Admittedly, too, even in Zankel Hall, Mr. Strand had an eloquence (and brevity) which was more welcoming than the unvarying longish music. Mr. Strand wove effortlessly the seven words (actually sentences) into hexametric poems of between 12-16 lines. Yes, the moods of the poetry were somber, but all of them had an essential visual character which was more effective than the music. One example from the Sixth section:
“”It is finished,’ he said. You could hear him say it, / the words almost a whisper, then not even that, /but an echo so faint it seemed no longer to come/from him, but from elsewhere….”

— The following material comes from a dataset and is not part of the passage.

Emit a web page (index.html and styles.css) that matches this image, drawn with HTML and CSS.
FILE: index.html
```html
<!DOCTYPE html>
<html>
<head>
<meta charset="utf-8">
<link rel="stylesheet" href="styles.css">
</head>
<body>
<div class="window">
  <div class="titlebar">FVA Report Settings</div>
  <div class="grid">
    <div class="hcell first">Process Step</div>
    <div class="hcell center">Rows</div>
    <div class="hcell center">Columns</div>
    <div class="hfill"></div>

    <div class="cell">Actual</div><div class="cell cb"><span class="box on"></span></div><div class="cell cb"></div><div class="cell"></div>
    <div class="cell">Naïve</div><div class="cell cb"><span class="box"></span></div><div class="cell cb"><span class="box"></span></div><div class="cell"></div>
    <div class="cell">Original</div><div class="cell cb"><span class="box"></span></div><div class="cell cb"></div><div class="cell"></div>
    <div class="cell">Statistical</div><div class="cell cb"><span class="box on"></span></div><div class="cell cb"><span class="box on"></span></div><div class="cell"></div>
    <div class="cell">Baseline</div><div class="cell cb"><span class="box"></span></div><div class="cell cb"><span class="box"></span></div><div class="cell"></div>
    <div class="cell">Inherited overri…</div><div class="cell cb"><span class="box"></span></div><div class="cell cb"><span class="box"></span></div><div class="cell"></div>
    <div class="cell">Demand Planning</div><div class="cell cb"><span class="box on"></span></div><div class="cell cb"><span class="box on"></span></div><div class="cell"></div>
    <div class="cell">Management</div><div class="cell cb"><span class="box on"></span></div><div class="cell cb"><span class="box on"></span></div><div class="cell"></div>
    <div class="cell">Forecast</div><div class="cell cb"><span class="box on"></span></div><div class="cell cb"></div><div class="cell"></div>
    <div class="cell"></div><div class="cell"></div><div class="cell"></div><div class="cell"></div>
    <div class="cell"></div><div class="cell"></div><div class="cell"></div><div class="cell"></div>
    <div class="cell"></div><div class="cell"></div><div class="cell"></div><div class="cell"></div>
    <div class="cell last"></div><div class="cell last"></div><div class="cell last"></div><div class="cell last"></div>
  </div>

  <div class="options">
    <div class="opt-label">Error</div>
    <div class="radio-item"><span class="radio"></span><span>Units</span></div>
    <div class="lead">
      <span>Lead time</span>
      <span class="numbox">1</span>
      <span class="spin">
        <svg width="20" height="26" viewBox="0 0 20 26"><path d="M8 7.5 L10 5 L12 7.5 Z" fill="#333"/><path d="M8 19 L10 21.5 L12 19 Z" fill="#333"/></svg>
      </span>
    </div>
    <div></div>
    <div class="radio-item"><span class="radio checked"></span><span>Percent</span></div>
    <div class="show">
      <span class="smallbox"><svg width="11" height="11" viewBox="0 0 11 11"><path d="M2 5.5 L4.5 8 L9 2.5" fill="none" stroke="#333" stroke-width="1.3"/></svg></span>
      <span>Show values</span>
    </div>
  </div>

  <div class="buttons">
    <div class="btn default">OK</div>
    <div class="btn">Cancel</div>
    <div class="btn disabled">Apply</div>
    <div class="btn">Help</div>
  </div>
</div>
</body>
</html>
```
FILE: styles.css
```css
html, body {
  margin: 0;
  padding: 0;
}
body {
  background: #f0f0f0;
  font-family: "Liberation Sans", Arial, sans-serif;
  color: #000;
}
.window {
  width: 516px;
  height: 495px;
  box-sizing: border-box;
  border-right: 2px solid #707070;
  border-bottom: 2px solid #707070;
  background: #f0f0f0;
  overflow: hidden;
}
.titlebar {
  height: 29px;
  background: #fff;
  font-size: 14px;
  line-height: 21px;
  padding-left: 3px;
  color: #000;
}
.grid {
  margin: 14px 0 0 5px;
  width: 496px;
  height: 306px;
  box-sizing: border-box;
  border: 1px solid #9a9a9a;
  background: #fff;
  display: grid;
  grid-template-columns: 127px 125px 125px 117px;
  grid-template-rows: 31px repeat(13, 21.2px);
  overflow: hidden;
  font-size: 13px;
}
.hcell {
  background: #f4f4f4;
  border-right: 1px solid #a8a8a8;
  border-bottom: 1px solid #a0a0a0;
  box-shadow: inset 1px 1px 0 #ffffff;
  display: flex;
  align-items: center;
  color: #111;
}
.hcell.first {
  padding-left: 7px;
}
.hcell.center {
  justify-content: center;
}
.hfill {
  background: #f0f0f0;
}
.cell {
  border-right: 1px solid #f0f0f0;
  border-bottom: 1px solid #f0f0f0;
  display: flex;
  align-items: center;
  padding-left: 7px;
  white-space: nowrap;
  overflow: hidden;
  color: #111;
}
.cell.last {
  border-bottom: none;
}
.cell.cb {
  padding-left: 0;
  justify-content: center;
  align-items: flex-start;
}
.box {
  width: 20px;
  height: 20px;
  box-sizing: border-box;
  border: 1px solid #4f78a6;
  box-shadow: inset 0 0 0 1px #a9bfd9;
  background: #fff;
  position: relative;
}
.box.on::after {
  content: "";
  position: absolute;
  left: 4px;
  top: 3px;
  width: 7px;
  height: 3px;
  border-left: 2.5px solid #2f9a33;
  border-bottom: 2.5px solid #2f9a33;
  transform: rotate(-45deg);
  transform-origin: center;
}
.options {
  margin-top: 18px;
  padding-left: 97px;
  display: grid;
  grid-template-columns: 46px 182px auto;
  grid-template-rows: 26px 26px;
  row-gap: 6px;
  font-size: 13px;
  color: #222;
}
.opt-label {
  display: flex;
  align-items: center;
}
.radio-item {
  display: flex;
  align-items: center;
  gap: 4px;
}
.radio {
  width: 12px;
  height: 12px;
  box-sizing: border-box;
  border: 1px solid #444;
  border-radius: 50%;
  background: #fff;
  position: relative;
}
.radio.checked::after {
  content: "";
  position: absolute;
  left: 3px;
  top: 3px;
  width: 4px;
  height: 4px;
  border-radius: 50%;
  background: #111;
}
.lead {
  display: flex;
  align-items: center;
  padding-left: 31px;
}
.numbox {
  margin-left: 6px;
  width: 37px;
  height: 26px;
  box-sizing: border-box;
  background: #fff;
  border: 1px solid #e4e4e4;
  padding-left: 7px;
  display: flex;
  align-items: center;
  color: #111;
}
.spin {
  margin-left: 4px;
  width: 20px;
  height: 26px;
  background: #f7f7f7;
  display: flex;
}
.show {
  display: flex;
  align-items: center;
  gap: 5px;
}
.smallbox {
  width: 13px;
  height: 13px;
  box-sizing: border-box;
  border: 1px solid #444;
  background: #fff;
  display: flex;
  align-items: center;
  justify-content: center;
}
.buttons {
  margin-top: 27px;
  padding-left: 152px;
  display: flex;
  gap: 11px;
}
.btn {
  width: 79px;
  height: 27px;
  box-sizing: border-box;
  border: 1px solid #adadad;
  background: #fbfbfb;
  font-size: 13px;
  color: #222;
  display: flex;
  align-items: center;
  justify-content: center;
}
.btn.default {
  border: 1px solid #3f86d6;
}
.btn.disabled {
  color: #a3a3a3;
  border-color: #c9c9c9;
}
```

Even more impressive was Mr. Strand’s reading itself. Originally from Maritime Canada, but living in New York, Mr. Strand has a vocal clarity, which is quietly resonant, a tone allowing words to speak for themselves with neither over-emphasis nor self-conscious quietude. With all my love for Papa Haydn, I will remember these words more than the music.
Superficially, the opening piece, Lee Hyla’s Howl! to the iconic poem read by the late Allen Ginsberg on tape, were the opposite of Strand and Haydn. But not really. Both poems were concentrated, compact, both dealt with vision and despair, the tragedy of a universe and the adoration of its every object. (Though obviously the difference between Mr. Strand’s “sky filled with the odor of lilac” and Mr. Ginsberg’s” invincible madhouses! granite cocks! monstrous bombs!” are rather different.)
The problem was that Mr. Ginsberg’s taped reading is so packed with images, objects, repetitions and the rap-rap-rapping of kaleidoscopic evocations that the words are music by themselves.
Mr. Hyla, I suppose did a good job in depicting his own emotions to the poem—and the always superb Brentano obviously gave it their all—but one was too glued to the Ginsberg proclamations and associations to give the music more than passing thought as background dissonance.